Here in one of the most deprived consituencies in the country, our Labour MP will insist on trotting out the various policy initiatives which he believes demonstrate that the Government has acted effectively in helping the poorest.

This is the Labour party line. And Michael Foster may well come to regret tying his own political future so closely to that of the Prime Minister, Gordon Brown.

Our MP may be right that Labour has done more for the poorest than the Conservatives have done in the past, or would do in the future.

But the fact remains that Labour has failed miserably to make the case for, and then deliver, a more socially just Britain.

Lib Dem Shadow Work & Pensions Secretary Steve Webb said last week,

“This Government’s promise to make Britain a fairer place where income does not affect a child’s life chances rings hollow.
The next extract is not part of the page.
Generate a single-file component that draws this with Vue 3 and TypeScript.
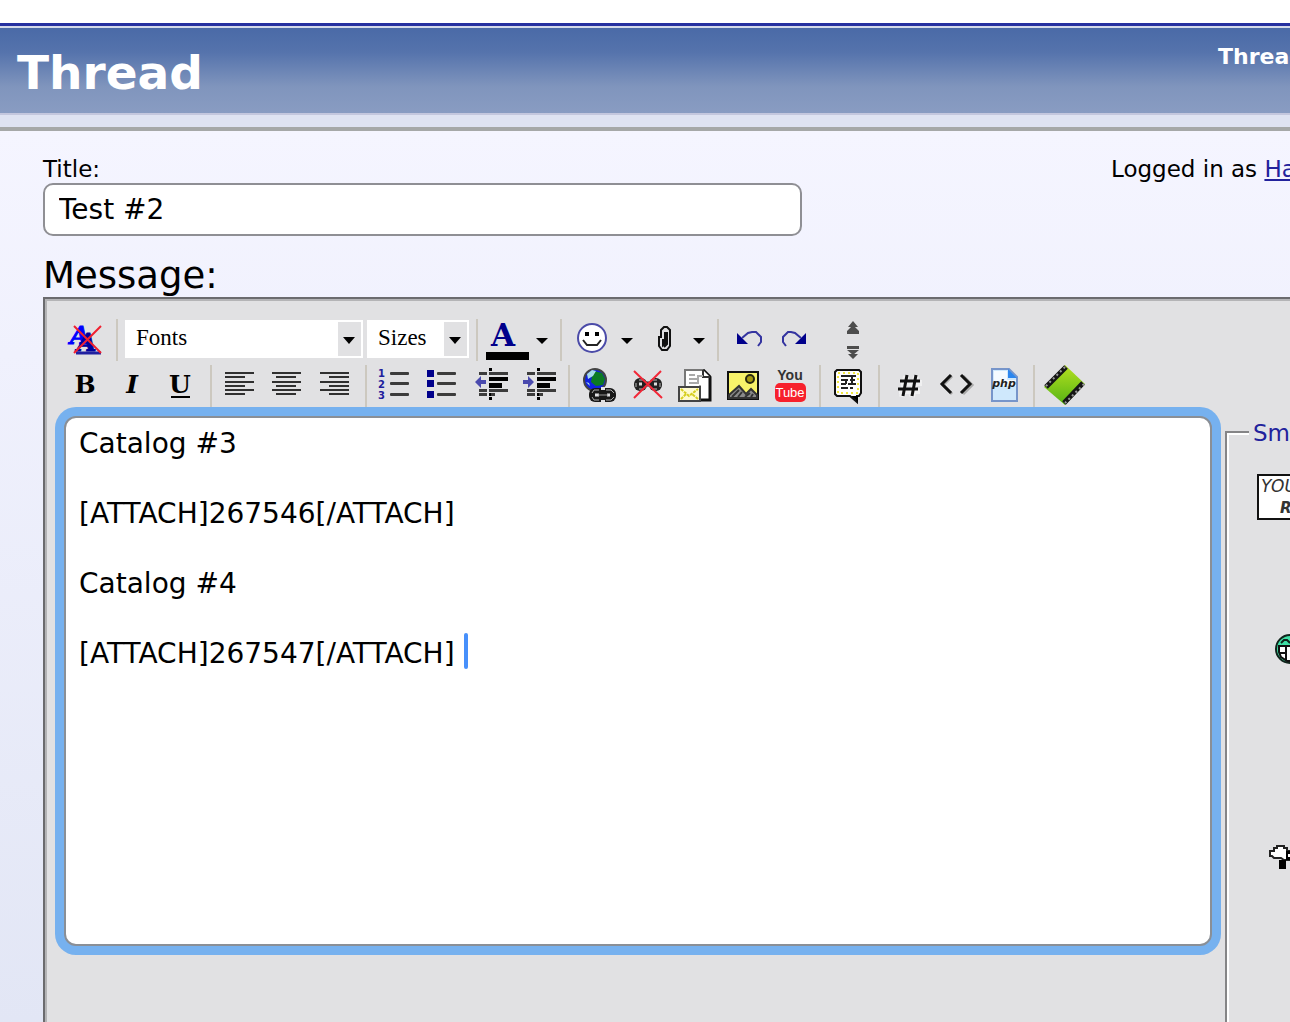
<script setup lang="ts">
import { ref } from 'vue'

const title = ref('Test #2')
const message = ref(
  'Catalog #3\n\n[ATTACH]267546[/ATTACH]\n\nCatalog #4\n\n[ATTACH]267547[/ATTACH]',
)
const fonts = ['Fonts']
const sizes = ['Sizes']
const alignments = [
  { name: 'Align left', long: 9, short: 9 },
  { name: 'Align center', long: 8, short: 12 },
  { name: 'Align right', long: 8, short: 17 },
]
const alignRows = [7, 16, 24]
const bulletRows = [9, 19, 30]
const indents = [
  { name: 'Decrease indent', arrow: 'M8 17l6-6v4h5v4h-5v4z' },
  { name: 'Increase indent', arrow: 'M19 17l-6-6v4H8v4h5v4z' },
]
</script>

<template>
  <div class="page">
    <header class="banner">
      <h1>Thread</h1>
      <a class="tools" href="#">Thread</a>
    </header>
    <div class="strip"></div>

    <main>
      <div class="heading">
        <div class="title-field">
          <label for="title">Title:</label>
          <input id="title" v-model="title" type="text" />
        </div>
        <p class="login">Logged in as <a href="#">Ha</a></p>
      </div>
      <label class="message-label" for="message">Message:</label>

      <section class="editor">
        <div class="row row-top">
          <button type="button" aria-label="Remove formatting">
            <svg viewBox="0 0 48 42">
              <g font-family="DejaVu Serif" font-weight="bold" font-style="italic">
                <text x="7" y="25" font-size="25" fill="#0000ff" stroke="#0000ff">A</text>
                <text x="14" y="32" font-size="25" fill="#00009c" stroke="#00009c">A</text>
              </g>
              <path d="M13 34h25" stroke="#2020a0" stroke-width="3" />
              <path d="M11 7l27 27M38 7L11 34" stroke="#f02030" stroke-width="2" />
            </svg>
          </button>
          <i class="sep"></i>
          <div class="combo combo-font">
            <select aria-label="Fonts"><option v-for="f in fonts" :key="f">{{ f }}</option></select>
            <span class="drop"><svg viewBox="0 0 12 7"><path d="M0 0h12L6 7z" /></svg></span>
          </div>
          <div class="combo combo-size">
            <select aria-label="Sizes"><option v-for="s in sizes" :key="s">{{ s }}</option></select>
            <span class="drop"><svg viewBox="0 0 12 7"><path d="M0 0h12L6 7z" /></svg></span>
          </div>
          <i class="sep"></i>
          <button type="button" class="color" aria-label="Text color">
            <svg viewBox="0 0 48 42">
              <text x="20" y="27" font-size="31" text-anchor="middle" font-family="DejaVu Serif" font-weight="bold" fill="#00008b">A</text>
              <path d="M3 33h43v8H3z" />
            </svg>
          </button>
          <button type="button" class="more" aria-label="More colors"><svg viewBox="0 0 24 42"><path d="M5 19h12l-6 6z" /></svg></button>
          <i class="sep"></i>
          <button type="button" class="spaced" aria-label="Smilies">
            <svg viewBox="0 0 48 42">
              <circle cx="24" cy="19" r="14" fill="#fff" stroke="#4b4ba8" stroke-width="2" />
              <path d="M17 13h4v4h-4zM27 13h4v4h-4z" />
              <path d="M15 21l4 5h10l4-5" fill="none" stroke="#222" stroke-width="2" />
            </svg>
          </button>
          <button type="button" class="more" aria-label="More smilies"><svg viewBox="0 0 24 42"><path d="M5 19h12l-6 6z" /></svg></button>
          <button type="button" aria-label="Attachments">
            <svg viewBox="0 0 48 42">
              <path d="M19 27V18h2v-7l3-3h3l3 3v16l-3 4h-5z" fill="#e1e1e3" stroke="#111" stroke-width="2" />
              <path d="M25 13v11l-2 2v-6M27 13v12l-3 3" fill="none" stroke="#111" stroke-width="2" />
            </svg>
          </button>
          <button type="button" class="more" aria-label="More attachments"><svg viewBox="0 0 24 42"><path d="M5 19h12l-6 6z" /></svg></button>
          <i class="sep"></i>
          <button type="button" class="spaced" aria-label="Undo">
            <svg viewBox="0 0 48 42">
              <path d="M12 14l11 11H12z" fill="#00008b" />
              <path d="M17 19l6-5 4-1h4l5 5v5l-3 4" fill="none" stroke="#3434a0" stroke-width="2" />
            </svg>
          </button>
          <button type="button" aria-label="Redo">
            <svg viewBox="0 0 48 42">
              <path d="M33 14v11H22z" fill="#00008b" />
              <path d="M28 19l-6-5-4-1h-3l-5 5v5l3 4" fill="none" stroke="#3434a0" stroke-width="2" />
            </svg>
          </button>
          <button type="button" class="resize" aria-label="Resize editor">
            <svg viewBox="0 0 48 42">
              <path d="M24 2l5 6H19zM24 6l6 6H18zM18 12h12v3H18zM18 27h12v3H18zM18 31h12l-6 5zM19 35h10l-5 5z" fill="#4d4d4d" />
            </svg>
          </button>
        </div>

        <div class="row">
          <button type="button" aria-label="Bold"><svg viewBox="0 0 48 42"><text class="glyph" x="24" y="28">B</text></svg></button>
          <button type="button" aria-label="Italic"><svg viewBox="0 0 48 42"><text class="glyph" x="23" y="28" font-style="italic">I</text></svg></button>
          <button type="button" aria-label="Underline"><svg viewBox="0 0 48 42"><text class="glyph" x="23" y="28">U</text><path d="M14 31h19v2H14z" /></svg></button>
          <i class="sep"></i>
          <button v-for="a in alignments" :key="a.name" type="button" :aria-label="a.name">
            <svg viewBox="0 0 48 42" fill="#303030">
              <template v-for="y in alignRows" :key="y">
                <rect :x="a.long" :y="y" width="29" height="2" />
                <rect :x="a.short" :y="y + 4" width="20" height="2" />
              </template>
            </svg>
          </button>
          <i class="sep"></i>
          <button type="button" aria-label="Numbered list">
            <svg viewBox="0 0 48 42">
              <g font-family="DejaVu Sans" font-weight="bold" font-size="10" fill="#20209c">
                <text x="7" y="12">1</text><text x="7" y="23">2</text><text x="7" y="34">3</text>
              </g>
              <rect v-for="y in bulletRows" :key="y" x="19" :y="y - 2" width="19" height="3" rx="1" fill="#3c3c3c" />
            </svg>
          </button>
          <button type="button" aria-label="Bulleted list">
            <svg viewBox="0 0 48 42">
              <template v-for="y in bulletRows" :key="y">
                <rect x="8" :y="y - 4" width="7" height="7" fill="#00008b" />
                <rect x="18" :y="y - 2" width="19" height="3" rx="1" fill="#3c3c3c" />
              </template>
            </svg>
          </button>
          <button v-for="n in indents" :key="n.name" type="button" :aria-label="n.name">
            <svg viewBox="0 0 48 42">
              <path :d="n.arrow" fill="#4a4aae" />
              <path d="M12 7h8v3h-8zM12 24h8v3h-8zM12 28h8v3h-8zM22 7h19v3H22zM22 24h19v3H22zM24 28h4v3h-4z" fill="#3c3c3c" />
              <path d="M22 12h19v4H22zM22 18h13v5H22zM22 3h3v3h-3zM22 32h3v3h-3zM22 28h2v3h-2z" />
            </svg>
          </button>
          <i class="sep"></i>
          <button type="button" aria-label="Insert link">
            <svg viewBox="0 0 48 42">
              <circle cx="21" cy="15" r="11" fill="#1020e0" stroke="#444" stroke-width="2" />
              <path d="M20 6l8 2 3 6-2 6-7 1-5-4 1-6z" fill="#0b7a22" />
              <path d="M13 9l5-4 4 1-3 5-5 3zM12 17l3 1 1 3z" fill="#a8dce8" />
              <rect x="15" y="23" width="27" height="14" rx="6" fill="#181818" />
              <path d="M27 22h4v3h-4zM27 35h4v3h-4z" fill="#e1e1e3" />
              <path d="M18 28l2-3h5M32 25h5l3 3M18 32l2 3h5M32 35h5l3-3" fill="none" stroke="#aaa" />
              <path d="M21 30h4M33 30h3" stroke="#e1e1e3" stroke-width="3" />
              <path d="M24 30h10" stroke="#999" stroke-width="1" />
            </svg>
          </button>
          <button type="button" aria-label="Remove link">
            <svg viewBox="0 0 48 42">
              <rect x="12" y="13" width="13" height="13" rx="6" fill="#222" />
              <rect x="27" y="13" width="13" height="13" rx="6" fill="#222" />
              <path d="M22 19h8" stroke="#222" stroke-width="5" />
              <path d="M17 15h4M31 15h4M17 24h4M31 24h4M14 18v4M38 18v4" stroke="#bbb" />
              <path d="M17 19h3M32 19h3" stroke="#ddd" stroke-width="3" />
              <path d="M12 6l28 27M39 6L12 33" stroke="#f22838" stroke-width="2" />
            </svg>
          </button>
          <button type="button" aria-label="Insert email">
            <svg viewBox="0 0 48 42">
              <path d="M15 5h19l6 6v24H15z" fill="#fff" stroke="#777" stroke-width="2" />
              <path d="M33 5l7 7v23h-9" fill="none" stroke="#111" stroke-width="3" />
              <path d="M33 5v7h7" fill="#fff" stroke="#333" stroke-width="2" />
              <path d="M19 10h6M19 14h8M19 18h8M28 19v-8h5M30 20v14" fill="none" stroke="#aaa" stroke-width="2" />
              <path d="M9 22h21v14H9z" fill="#fffbd0" stroke="#444" stroke-width="2" />
              <path d="M11 24l8 7 9-7M11 34l5-5M28 34l-6-5" fill="none" stroke="#d6ce20" stroke-width="2" stroke-dasharray="3 1" />
            </svg>
          </button>
          <button type="button" aria-label="Insert image">
            <svg viewBox="0 0 48 42">
              <path d="M10 7h30v27H10z" fill="#f8f36a" stroke="#111" stroke-width="2" />
              <circle cx="32" cy="14" r="4" fill="#a59a10" stroke="#2a2a10" stroke-width="2" />
              <path d="M11 33V30l10-9 7 8 5-5 6 6v3z" fill="#8a8a8a" stroke="#333" stroke-width="2" />
              <path d="M14 32l7-7M20 32l4-5M27 32l5-4M33 32l2-3" stroke="#333" stroke-width="2" />
            </svg>
          </button>
          <button type="button" aria-label="Insert YouTube video">
            <svg viewBox="0 0 48 42">
              <rect x="9" y="18" width="31" height="19" rx="5" fill="#f7202c" />
              <text x="24" y="15" text-anchor="middle" font-family="Liberation Sans" font-weight="bold" font-size="14" fill="#333">You</text>
              <text x="24" y="32" text-anchor="middle" font-family="Liberation Sans" font-size="13" fill="#fff">Tube</text>
            </svg>
          </button>
          <i class="sep"></i>
          <button type="button" aria-label="Insert quote">
            <svg viewBox="0 0 48 42">
              <path d="M12 5h22l2 2v21l-2 3h-2v6l-7-6H12l-2-2V7z" fill="#fff" stroke="#111" stroke-width="2" />
              <path d="M13 8h20v20H13z" fill="none" stroke="#f0e640" stroke-width="2" stroke-dasharray="2 3" />
              <path d="M16 11h15M16 15h7M25 15h5M16 19h5M23 19h8M16 23h7M25 23h3M27 11v4M21 15v4M27 15v4" stroke="#222" stroke-width="2" />
              <path d="M26 31h7v6z" />
            </svg>
          </button>
          <i class="sep"></i>
          <button type="button" aria-label="Insert code">
            <svg viewBox="0 0 48 42">
              <path d="M22 11l-4 21M32 11l-4 21M17 18h21M15 26h21" stroke="#fff" stroke-width="6" opacity=".5" />
              <path d="M23 10l-4 21M32 10l-4 21M16 16h20M14 24h20" stroke="#111" stroke-width="3" />
            </svg>
          </button>
          <button type="button" aria-label="Insert HTML">
            <svg viewBox="0 0 48 42" fill="none" stroke-width="3">
              <path d="M20 11l-9 9 9 9M31 11l9 9-9 9" stroke="#aaa" />
              <path d="M19 10l-9 9 9 9M29 10l9 9-9 9" stroke="#111" />
            </svg>
          </button>
          <button type="button" aria-label="Insert PHP">
            <svg viewBox="0 0 48 42">
              <path d="M12 4h17l8 8v24H12z" fill="#cfe8fc" stroke="#7795ca" stroke-width="2" />
              <path d="M14 6h13v9h9v6H14z" fill="#f4faff" />
              <path d="M28 4l9 9h-9z" fill="#2b86ee" />
              <text x="24" y="22" text-anchor="middle" font-family="DejaVu Sans" font-style="italic" font-weight="bold" font-size="11" fill="#222">php</text>
            </svg>
          </button>
          <i class="sep"></i>
          <button type="button" aria-label="Insert video">
            <svg viewBox="0 0 48 42">
              <defs>
                <linearGradient id="film" x1="0" y1="0" x2="0" y2="1">
                  <stop offset="0" stop-color="#b5e020" /><stop offset="1" stop-color="#55b414" />
                </linearGradient>
              </defs>
              <path d="M26 0l20 19-20 21L5 22z" fill="url(#film)" />
              <path d="M27 2L7 22M44 18L25 38" stroke="#151515" stroke-width="5" />
              <path d="M26 2L6 22M45 19L26 38" stroke="#999" stroke-width="2" stroke-dasharray="2 3" />
            </svg>
          </button>
        </div>

        <div class="workspace">
          <div class="message">
            <textarea id="message" v-model="message" spellcheck="false"></textarea>
            <span class="caret"></span>
          </div>
          <fieldset>
            <legend>Sm</legend>
            <button type="button" class="smilie sign" aria-label="Sign smilie">
              <svg viewBox="0 0 60 46">
                <path d="M1 1h58v44H1z" fill="#fff" stroke="#111" stroke-width="2" />
                <g font-family="DejaVu Sans" font-style="italic" font-size="17" fill="#333">
                  <text x="4" y="18">YOU</text><text x="23" y="39" font-size="15" font-weight="bold">R</text>
                </g>
              </svg>
            </button>
            <button type="button" class="smilie grin" aria-label="Grin smilie">
              <svg viewBox="0 0 32 32">
                <circle cx="16" cy="16" r="14" fill="#3fe0a6" stroke="#10241c" stroke-width="2" />
                <path d="M7 10l3-3h3l3 3" fill="none" stroke="#10241c" stroke-width="2" />
                <path d="M5 13h24v6l-4 6-6 3h-6l-6-4-2-5z" fill="#fff" stroke="#111" stroke-width="2" />
                <path d="M12 13v14M18 13v14M6 20h6" stroke="#111" stroke-width="2" />
              </svg>
            </button>
            <button type="button" class="smilie thumb" aria-label="Thumbs down smilie">
              <svg viewBox="0 0 40 26">
                <path d="M6 3h3V1h7v2h3v3h3v9h-6l-3-2H6l-2-2H2V6h4z" fill="#fff" stroke="#222" stroke-width="2" />
                <path d="M11 15h7v9h-7zM18 6h6v9h-6z" />
                <path d="M20 9h2v3h-2z" fill="#fff" />
              </svg>
            </button>
          </fieldset>
        </div>
      </section>
    </main>
  </div>
</template>

<style>
body {
  margin: 0;
}
</style>

<style scoped>
* {
  box-sizing: border-box;
}
.page {
  display: flex;
  flex-direction: column;
  min-height: 100vh;
  padding-top: 23px;
  overflow: hidden;
  background: #fff;
  color: #000;
  font-family: Verdana, 'DejaVu Sans', sans-serif;
  font-size: 23px;
}
.banner {
  display: flex;
  justify-content: space-between;
  height: 92px;
  padding-left: 17px;
  border-top: 3px solid #2630a0;
  border-bottom: 2px solid #c4c7de;
  background: linear-gradient(#d4daea 0 2px, #4a6aa7 2px, #5573ac 30%, #8095bd 70%, #899cc2);
  color: #fff;
  white-space: nowrap;
}
h1 {
  margin: 0;
  font-size: 47px;
  line-height: 94px;
}
.tools {
  width: 72px;
  padding-top: 17px;
  color: #fff;
  font-size: 22px;
  font-weight: bold;
  line-height: 28px;
  text-decoration: none;
}
.strip {
  height: 16px;
  border-bottom: 4px solid #a6a8a8;
  background: #dfe3f2;
}
main {
  display: flex;
  flex: 1;
  flex-direction: column;
  padding: 24px 0 0 43px;
  background: linear-gradient(#f5f5ff, #f0f1fd 25%, #e2e6f5);
}
.heading {
  display: flex;
  justify-content: space-between;
  line-height: 28px;
}
.title-field {
  flex: 0 1 759px;
}
.title-field label {
  display: block;
}
.title-field input {
  display: block;
  width: 100%;
  height: 53px;
  padding: 0 14px;
  border: 2px solid #8f8f94;
  border-radius: 10px;
  background: #fff;
  font: inherit;
  font-size: 28px;
}
.login {
  flex: none;
  width: 179px;
  margin: 0;
  white-space: nowrap;
}
.login a {
  color: #22229c;
}
.message-label {
  padding-top: 18px;
  font-size: 37px;
  line-height: 43px;
}
.editor {
  display: flex;
  flex: 1;
  flex-direction: column;
  padding: 20px 0 0 15px;
  border: solid #6b6b6e;
  border-width: 2px 0 0 2px;
  background: #e1e1e3;
  box-shadow: inset 2px 2px #b4b4b6;
}
.row {
  display: flex;
  height: 42px;
  margin: 0 0 4px 1px;
}
.row-top {
  padding-left: 2px;
}
.row button,
.smilie {
  flex: none;
  width: 48px;
  height: 42px;
  padding: 0;
  border: 0;
  background: none;
}
.row .more {
  width: 24px;
}
.row .color {
  margin-left: 1px;
}
.row .spaced {
  margin-left: 2px;
}
.row .resize {
  margin-left: 8px;
}
svg {
  display: block;
  width: 100%;
  height: 100%;
  overflow: visible;
}
.sep {
  flex: none;
  width: 2px;
  height: 42px;
  margin: 0 4px 0 5px;
  background: #ccc8bf;
}
.glyph {
  font-family: 'DejaVu Serif', serif;
  font-size: 25px;
  font-weight: bold;
  text-anchor: middle;
}
.combo {
  display: flex;
  position: relative;
  flex: none;
  height: 38px;
  margin: 1px 0 0 3px;
}
.combo-font {
  width: 238px;
}
.combo-size {
  width: 102px;
  margin-left: 4px;
}
.combo + .sep {
  margin-left: 7px;
}
.combo select {
  width: 100%;
  padding: 0 0 4px 11px;
  border: 0;
  border-radius: 0;
  appearance: none;
  background: #fff;
  color: #000;
  font-family: 'Liberation Serif', serif;
  font-size: 23px;
}
.drop {
  position: absolute;
  top: 2px;
  right: 2px;
  width: 23px;
  height: 34px;
  padding: 15px 6px 12px 5px;
  background: #e1e1e3;
  pointer-events: none;
}
.workspace {
  display: flex;
  flex: 1;
  gap: 13px;
  padding: 5px 0 0 4px;
}
.message {
  position: relative;
  flex: 1;
}
textarea {
  display: block;
  width: 100%;
  height: 530px;
  padding: 8px 13px;
  border: 2px solid #8a8f96;
  border-radius: 12px;
  outline: 0;
  background: #fff;
  box-shadow: 0 0 0 9px #76b1ef;
  font: inherit;
  font-size: 28px;
  line-height: 35px;
  resize: none;
}
.caret {
  position: absolute;
  top: 217px;
  left: 400px;
  width: 4px;
  height: 36px;
  border-radius: 2px;
  background: #4790fb;
}
fieldset {
  flex: none;
  width: 65px;
  min-width: 0;
  margin: 0;
  padding: 0 0 0 30px;
  border: solid #858587;
  border-width: 2px 0 0 2px;
  box-shadow: inset 2px 2px #fff;
}
legend {
  margin-left: -8px;
  padding: 3px 0 0 4px;
  background: #e1e1e3;
  color: #22229c;
  line-height: 28px;
}
.smilie {
  display: block;
}
.sign {
  width: 60px;
  height: 46px;
  margin-top: 27px;
}
.grin {
  width: 32px;
  height: 32px;
  margin: 113px 0 0 17px;
}
.thumb {
  width: 40px;
  height: 26px;
  margin: 180px 0 0 11px;
}
</style>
In 1999 the Government pledged to halve child poverty by 2010 and eradicate it by 2020.

“Ministers must take urgent action and radically rebalance the tax system to help those on low and middle incomes to stand a chance of meetings it target.”

There has been much punditry in the national media about the need for a new Parliament to sort out the total mess which is MPs expenses.

Whilst this particular scandal is savaging the already low esteem in which the nation holds its politicians and the political system, I would argue that there is another, equally pressing, reason to call a General Election.

We need a politics in this country which is willing to speak up, and speak honestly on behalf of those low income families that are paying more tax as a percentage of their income than the very wealthy.

We must keep our eyes fixed on the important goal of tackling social and income inequality in Britain, because of all the practical community problems that occur as its side-effects.

The Liberal Democrats have a coherent message on these issues, and (thanks to Vince Cable) we have fully costed plans.

They will be the cornerstone of our General Election manifesto.